Seçimden önce de sonrasında da tartışmalar bitmedi. Seçimleri izlemek bir başka güzeldi, her gün olmasa da makale yazarak ona buna yaranarak pirim elde edenleri de gördük.
Roma’yı yakan o kadar çok Neron varmış.
Kimileri istatistikleri kendine kalkan edindi, kendince savunmaya geçti. Kimileri ‘Ben CHP’liyim HDP’ye oy verdim. Saray yıkıldı gelin küfür edecekseniz sayfama yazın’ cesaretini gösterecek kadar da açık sözlüydü.
Kimileri de ‘Ne olacak şimdi’ diyebildi.
Kimileri ise ‘Ben yazmıştım ama HDP’nin barajı aşabileceğini sanmıyordum’ da diyebildi.
Kimse şunu diyemedi. ‘Ey Kemal Kılıçdaroğlu, koltuğu bırak aldığın plaketlerle birlikte evine git. Vitrinlerine yerleştir tozlanınca tozunu al. Aç radyonu, televizyonu izle. İstersen kaset çalarınla, CD ile istersen de PC başında şarkılar dinle. Kimi zaman balık avına git kimi zaman da bıldırcın avla, tavşan, geyik, dağ keçisi. İstersen de doğada yürüyüş, koşu yap formda kal sağlıklı yaşa’ diyemedi.
Kulağı ters tutmanın anlamı yok.
Rakamlara tekrar tekrar bakalım kim kaybetmiş kim kazanmış.
Muhalefet mi iktidar mı?
Halkın seçimi böyle olmuştur herkesin de buna saygı göstermesi gerekmektedir.
Halkın büyük bir çoğunluğu istikrardan yana olmuştur.

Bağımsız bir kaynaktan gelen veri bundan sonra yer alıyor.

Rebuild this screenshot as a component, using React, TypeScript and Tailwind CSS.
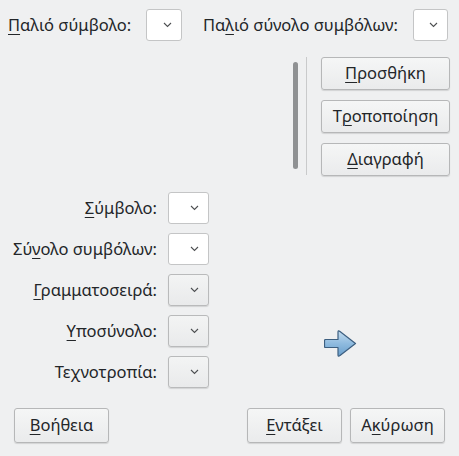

En huzursuz parti CHP’de en üstünden en altına kadar yöneticilerinin açıklamaları gösteriyor kılıçların çekildiğini. Birçok isimle görüşmelerde bulundum. Seçimli Olağanüstü Kurultay’ın olacağını söyleyen kadar bunu mümkün görmeyenler de çoğunlukta. Yerel seçimlerin olacağı 30 Mart 2019’dan sonra kurultayın olmasını isteyenler de var. Antalya’dan kurultay için noterde kaç imza verilir bunu önümüzdeki haftalarda görürüz. CHP’de seçimli kurultayın Ekim ayında olacağını öngörüyorum.